Weather prediction has well-known scientific constraints that arise from chaos theory. As an initial-value problem, uncertainty in weather forecasts grows over time and eventually overwhelms the predicted signal. We know from direct personal experience not to trust weather forecasts beyond about 10 days, which is close to the 2-week theoretical limit of weather prediction. Bigger computers and more complex weather models cannot take us past this limit.

As a boundary-value problem, climate prediction is fundamentally different from weather prediction. Climate predictions can extend from 10 years to 100 years. But climate prediction uncertainty also grows with time. Are there limits to how far in time and how much detail in space, we can predict? Since we lack personal experience of the validity of long-term climate predictions, we often fail to ask this question when assessing climate risk. This can lead to overconfidence in model capabilities and the belief that with more powerful computers, we can build a “digital twin” of the Earth that can make arbitrarily accurate climate predictions many decades into the future.

Just like weather prediction, climate prediction is also subject to limitations. Some of these limitations are shared with weather prediction, such as nonlinear chaotic uncertainty, and structural model uncertainty, but they impact climate prediction differently. Others, like the uncertainty associated emission scenarios, are specific to climate prediction.

When it comes to quantifying the uncertainties and limits of climate prediction, the devil is in the details: What variable are we trying to predict and over which spatial domain? Predicting temperature change over the whole globe is far less noisy than predicting rainfall in a small region, for example. Coarse-resolution climate models are much better at predicting occurrences of large-scale heat waves than predicting frequencies of small-scale hurricanes.

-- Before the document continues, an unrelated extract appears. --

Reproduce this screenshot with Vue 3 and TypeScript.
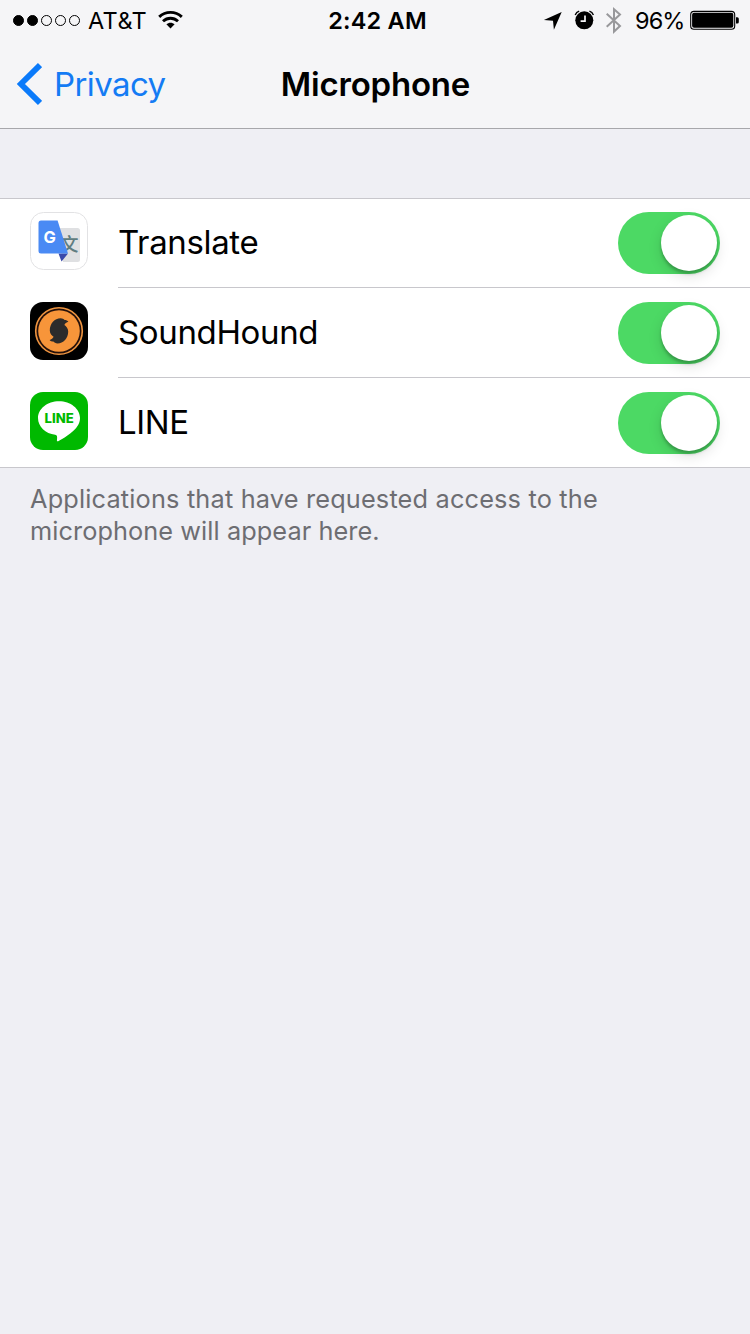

In this talk, we analyze the limitations of approaches used to quantify the uncertainty of climate prediction. Assessments of risk often pick a single “current-policy” type of scenario as the boundary condition and use a jumble of CMIP climate models and simulations to quantify the uncertainty. The choice of the jumble of models and simulations used for risk assessment is crucial. If not curated carefully, this jumble may not capture the different types of uncertainties properly.